We faced a key infrastructure challenge while training on our dataset with 1000x (1800x3600x3) images in such little time with scarce GPU resources. To solve this, we trained our CNN in batches and experimented with using the smallest possible model to both prevent overfitting and make good predictions with a lesser number of trainable parameters.
After considering many options for deployment of our app, the app was finally deployed through the Heroku Framework.
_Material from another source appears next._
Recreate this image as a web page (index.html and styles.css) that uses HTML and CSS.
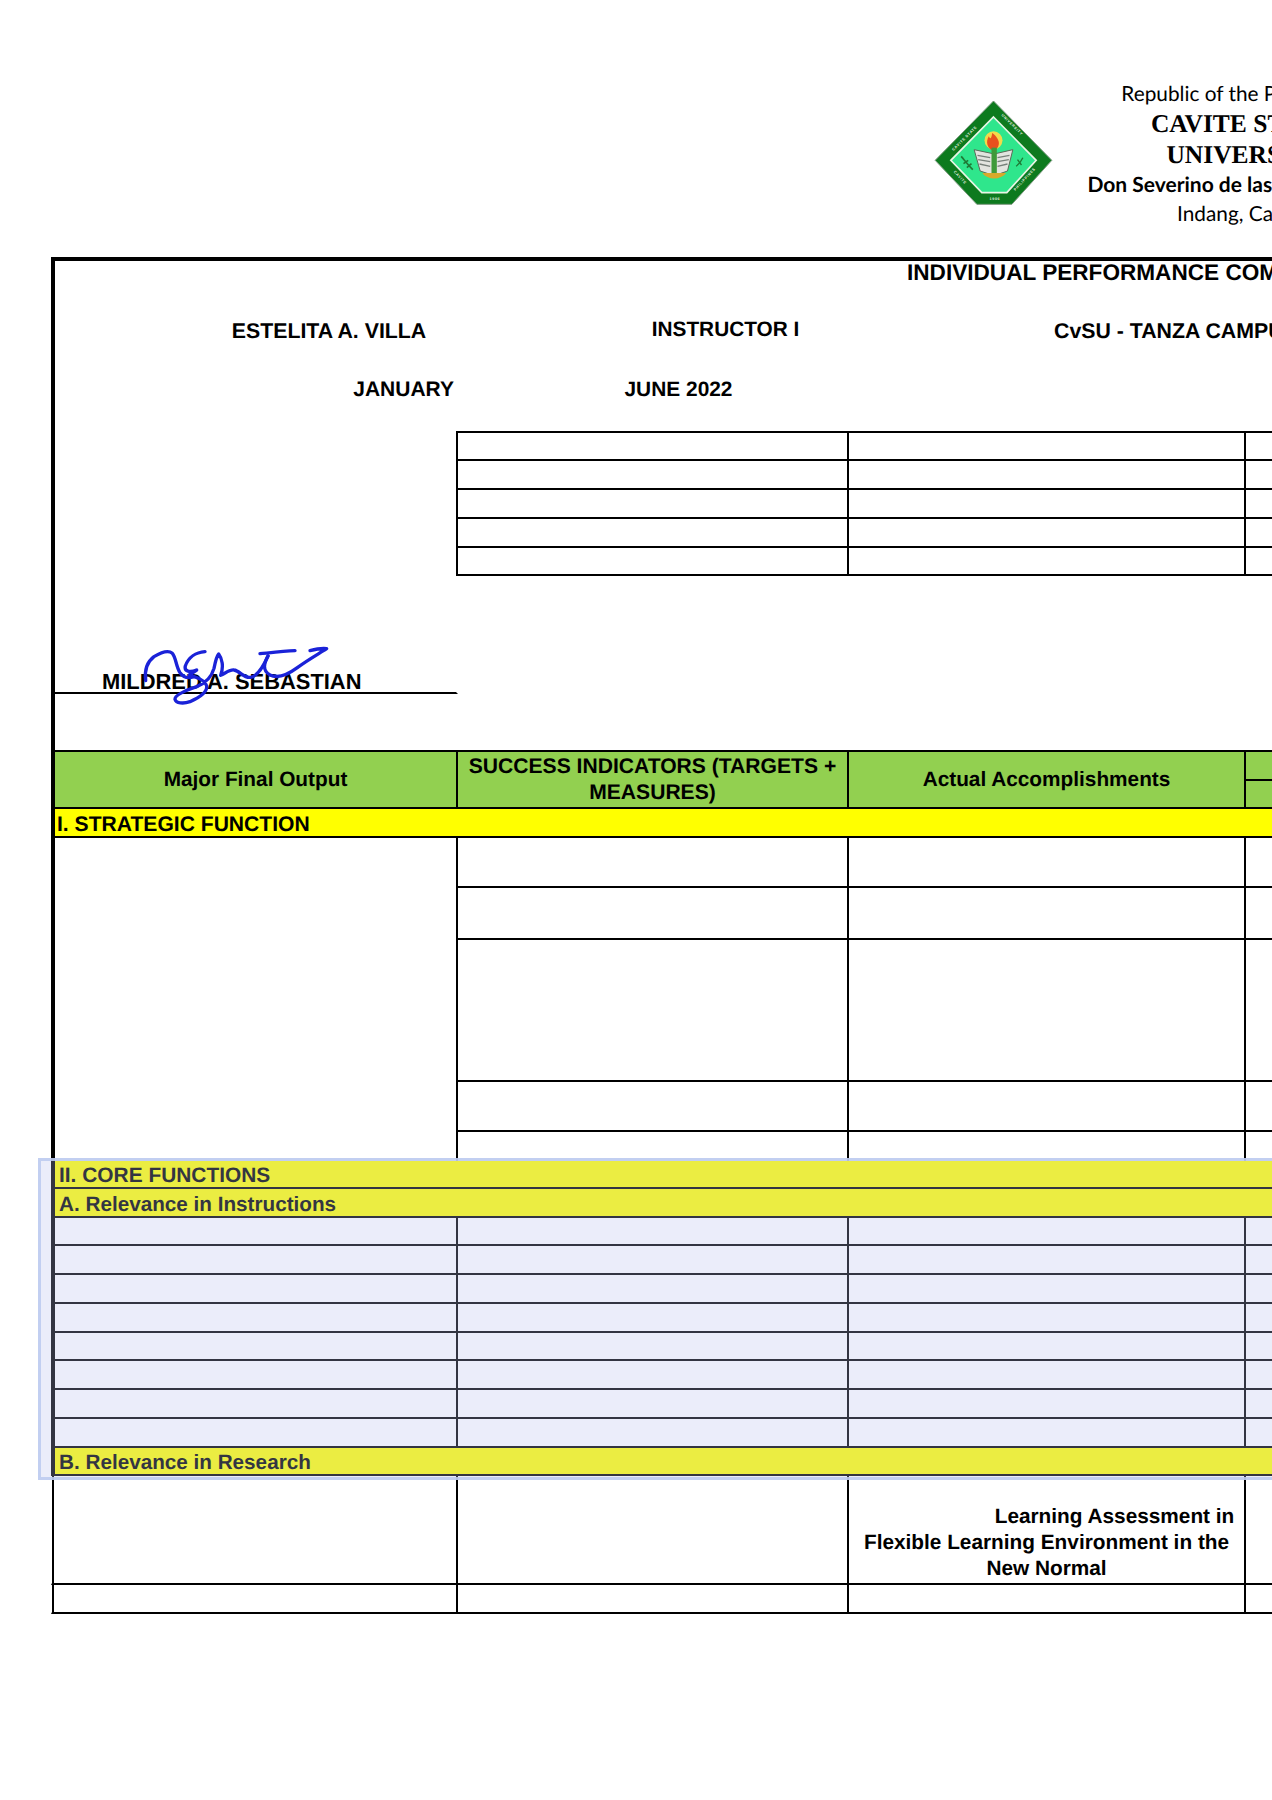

In our project, we utilised a plethora of different types of data, ranging from biodiversity datasets to per capita income data in order to measure and predict the impact of wildfires in a particular region. The main source of data,however, was NASA’s Archival and Active Fire data taken from FIRMS (Fire Information for Resource Management System) repository. Archival data was obtained from the start of the Fire Season (March) in 2015 till 30 September 2020 for the land area of the Contiguous United States that was recorded by the MODIS satellite. We also included the Active Fire Data by FIRMS of the last 7 days and using this dataset as part of our test-data set was very effective. The data collected also included recordings of the Californian Fires of 2020 (worst ever recorded) and proved to be a quality feature for subsequent fire prediction per date in the whole of the US (especially California). We also used image data for the predictions and impact of the worldwide active fires. We used factors such as vegetation, aerosol, water vapour, rainfall and land surface temperature to drive our predictions. We also analysed the impact of these predictions on the global and national economies as well as social features. We used night time lights and gas emissions to determine region-wise development and effects. We used natural features such as rainfall and soil moisture to calculate impact on the natural features of the problem.